Como o efabulado burro que com fome se debate sobre para que lado se virar até ao ponto em que se extingue à míngua, também os nossos partidos e seus aguadeiros mediáticos ignoram o triste destino que nos aguarda, preocupados que estão com questões sem importância. E os portugueses que não os acompanham nesta loucura, para seu azar, estão entregues a eles, e à sua disposição têm apenas a escolha entre o “mais do mesmo” do PS e suas muletas PCP e BE (o endividamento público necessário para usar o Estado como fonte de financiamento das suas vastas clientelas, os impostos altíssimos para pagar os juros desse endividamento) ou o “menos do mesmo” que no fundo é a “austeridade” de PSD e CDS (o mesmo modelo de Estado omnipresente, apenas mais frugal na hora de gastar).
Aquilo que era preciso – um Estado diferente, que tivesse outro propósito que não o de ser um instrumento de compra de votos e distribuição de favores pelas respectivas clientelas partidárias que do CDS ao BE todos apreciam – não sai das fantasias de alguns pobres sonhadores, que anseiam com um país que, na realidade, não é nem será o nosso.
O autor escreve segundo a antiga ortografia.
Bruno Alves, Politólogo
00:08
Jornal Económico
Comecei há uns dias a ler o último livro de Michael Lewis, The Undoing Project, sobre os psicólogos israelitas Daniel Kahneman e Amos Tversky, e as suas descobertas acerca dos limites a que o juízo humano está sujeito. A dada altura, Lewis conta um episódio sobre um dos professores de Kahneman, um tal de Yeshayahu Leibowitz, em que este fala de um burro posto exactamente a meio da distância que separava dois montes de feno, e que, incapaz de perceber qual dos dois está mais perto, morre de fome.
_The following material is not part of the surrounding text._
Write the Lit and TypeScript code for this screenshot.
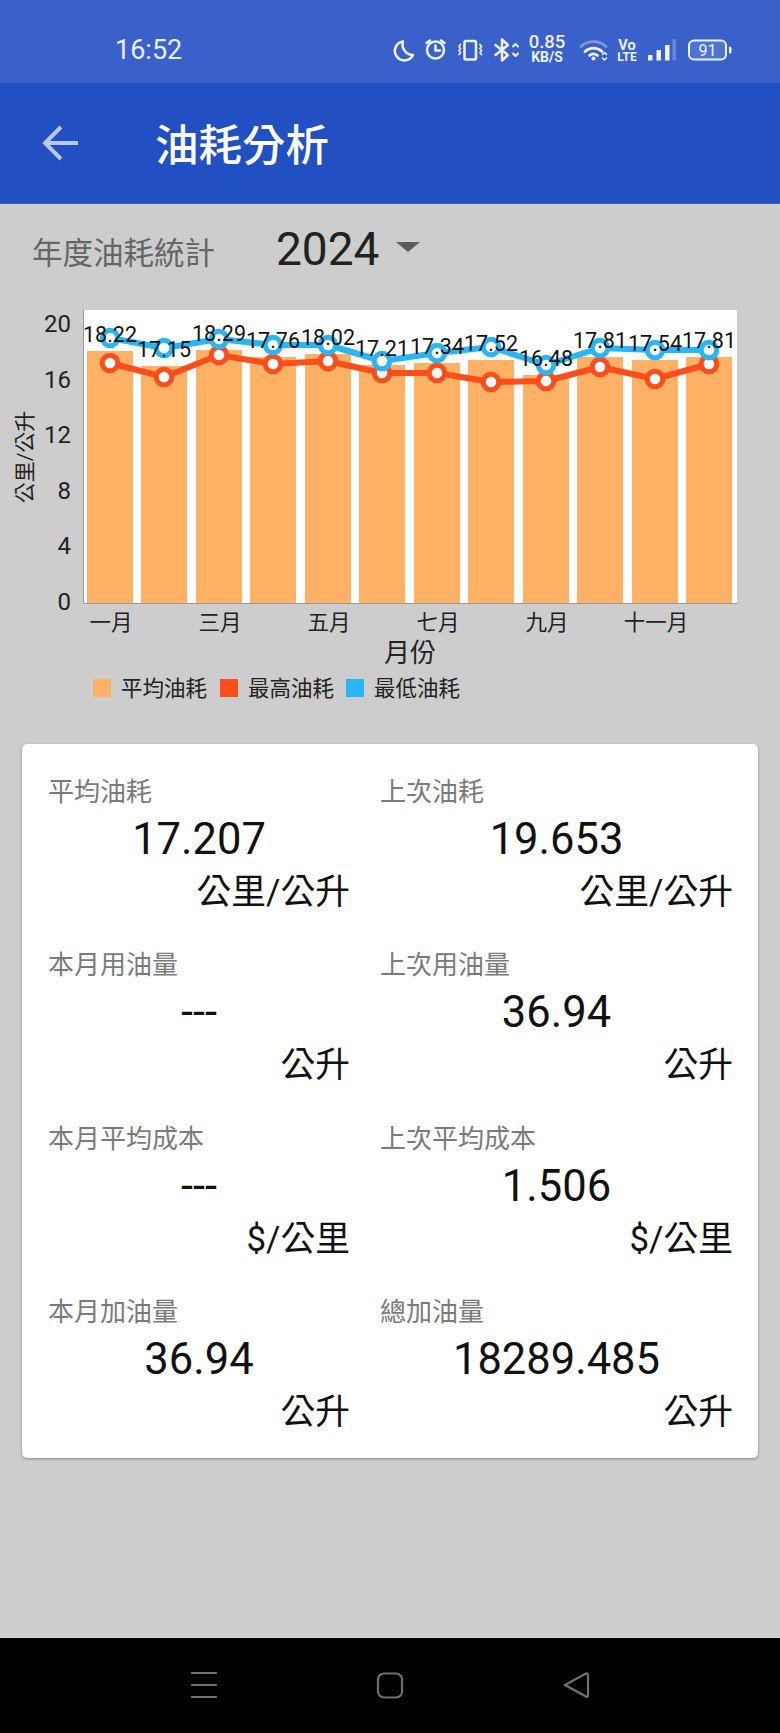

Leibowitz explicava de seguida que um burro nunca se comportaria assim, e que simplesmente dirigir-se-ia para um deles e comeria quando e sempre que tivesse fome, e que só nós humanos complicaríamos decisões deste tipo. No entanto, concluía ele, “o que acontece a um país em que um burro toma decisões que deviam ser tomadas por pessoas é algo que podemos ler todos os dias nos jornais”.
Leibowitz obviamente não conhecia o que se vai lendo por estes dias nos nossos jornais, mas a sua anedota ilustraria bem a realidade portuguesa. O país enfrenta problemas seriíssimos, desde as suas dificuldades de financiamento (com os juros dos empréstimos que o Estado pede para pagar as suas despesas a subir) à insustentabilidade a longo prazo do “Estado Social”, passando pela fragilidade do sistema bancário ou pelas agruras quotidianas que muitos dos seus cidadãos enfrentam (o desemprego, a pobreza, o endividamento privado, etc.).
Enquanto isso, o que os partidos e os comentadores por eles colocados na imprensa alegremente discutem é se o primeiro-ministro deveria ter voltado da Índia para o funeral de Mário Soares ou quem é mais incoerente, se o PS por querer aprovar uma descida da TSU depois de ter sido contra a medida há uns anos, se o PSD e o CDS pelo inverso, ou o PCP e o BE por não aprovarem a medida que “compensava” o aumento do salário mínimo de que tanto se orgulham. O que não parece despertar a preocupação de ninguém é o futuro do país e aquilo que, se não for mudado, o tornará bem desconfortável para muitos portugueses.
Como o efabulado burro que com fome se debate sobre para que lado se virar até ao ponto em que se extingue à míngua, também os nossos partidos e seus aguadeiros mediáticos ignoram o triste destino que nos aguarda, preocupados que estão com questões sem importância. E os portugueses que não os acompanham nesta loucura, para seu azar, estão entregues a eles, e à sua disposição têm apenas a escolha entre o “mais do mesmo” do PS e suas muletas PCP e BE (o endividamento público necessário para usar o Estado como fonte de financiamento das suas vastas clientelas, os impostos altíssimos para pagar os juros desse endividamento) ou o “menos do mesmo” que no fundo é a “austeridade” de PSD e CDS (o mesmo modelo de Estado omnipresente, apenas mais frugal na hora de gastar).
Aquilo que era preciso – um Estado diferente, que tivesse outro propósito que não o de ser um instrumento de compra de votos e distribuição de favores pelas respectivas clientelas partidárias que do CDS ao BE todos apreciam – não sai das fantasias de alguns pobres sonhadores, que anseiam com um país que, na realidade, não é nem será o nosso.
O autor escreve segundo a antiga ortografia.